Financial Derivatives

June 22, 2022

Financial Derivatives and their importance in the global economic and financial context

Benjamin Schmitz B.

Market fluctuations and recurring oscillations have become part of the economic and financial reality. Therefore, tools to reduce the risk and financial detriments of companies given such fluctuations are becoming more and more necessary.

Financial derivatives are figures that aim to reduce the risks arising from the oscillations and volatility of currency prices or money prices, and that prevent situations where a sudden rise or fall in prices may affect a market player.

Considering the different needs of the companies, different figures have arisen that aim at the purpose described above. For the present article, we will analyze the four main ones, despite the existence of an infinity of solutions and particularities given the autonomy of the contracting parties and their respective needs: Forward, Financial Future, Financial Option and Swap.
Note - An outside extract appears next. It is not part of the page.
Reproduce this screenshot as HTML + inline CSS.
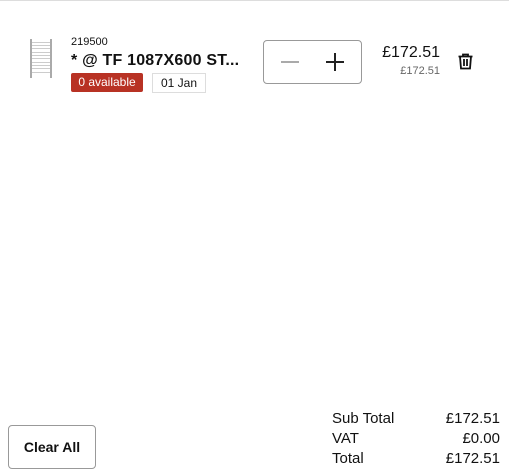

It is important to point out that the specific derivative contracts are signed under the protection of a local derivative framework contract (the one proposed by the Association of Banks and Financial Institutions, “ABIF”, recognized by the Central Bank of Chile) or, in the case of international contracts, an ISDA Agreement (proposed by the International Swap and Derivatives Association). These framework instruments and their annexes complement and determine the way in which these derivatives are applied and executed.

Forward

This contract is probably the basis of the other types of financial derivatives, as it is the easiest to explain and apply. Here, the contracting parties agree to give and receive an amount of money at a future date, which is under an exchange rate or an interest rate, depending on whether it is foreign currency or a loan or deposit.

The foregoing is agreed by the parties in a consensual or written manner and constitutes a non-negotiable or rigid instrument. Considering the prior, in case the financial conditions fluctuate and any of the parties becomes affected, they will not be able to amend such conditions or counteract the situation under the same executed contract.

The Forward has several modalities, being the most known and used the Forward Rate Agreement and the Forward Spread Agreement. Nevertheless, we find other figures and types, such as the Break Forward and the Range Forward, which aim at different purposes.

Financial Futures

This is an agreement where one of the parties undertakes to buy a certain financial asset or currency on an established date for a price fixed in the contract.

They are very similar to the Forward contracts explained above, but these are mostly regulated and treated, being traded on the stock market by authorized entities.

Financial Option

In these instruments we must distinguish two modalities:

1.-Call: through this option a right is acquired to buy a certain financial asset in the future, for a previously agreed price.

2.- Put: through this option a right is acquired to sell a certain financial asset in the future, for a previously agreed price.

These contracts, like Financial Futures, can be traded on the stock market, where they are managed by Brokers who may earn a fee for the transactions they carry out, depending on the conditions and whether or not the Call or Put options are exercised, as the case may be.

Swap

In simple terms, the Swap or Financial Swap consists of an agreement where two parties agree to exchange certain amounts of money on future dates. This can be under different currencies, or under the same currency. In this contract, what is exchanged corresponds to the economic obligations of the parties, and not to the legal obligations contracted by virtue of a contract or their legal positions with respect to a certain instrument.

The ultimate purpose of this type of contract is to take advantage of certain market inefficiencies, making use of the better economic situation of one company in a given market compared to another. Therefore, there is an exchange, in which both parties take advantage of the imperfections of the markets in which they usually operate, each contracting an obligation in the place where the best conditions exist according to their needs.

According to the different scenarios, Swaps can adopt different modalities, such as coupon swap, plain vanilla, basic swap, swap with options, among others.

Final Observations

Financial derivative contracts are necessary and appropriate for the correct functioning of the market. They are adaptive and dynamic figures, which attend to market fluctuations and constant change. Undoubtedly, understanding their different figures and aptitudes can help companies and entities to make adequate financial and economic decisions, anticipating scenarios and foreseeing risks, which is something necessary under any context and for any business.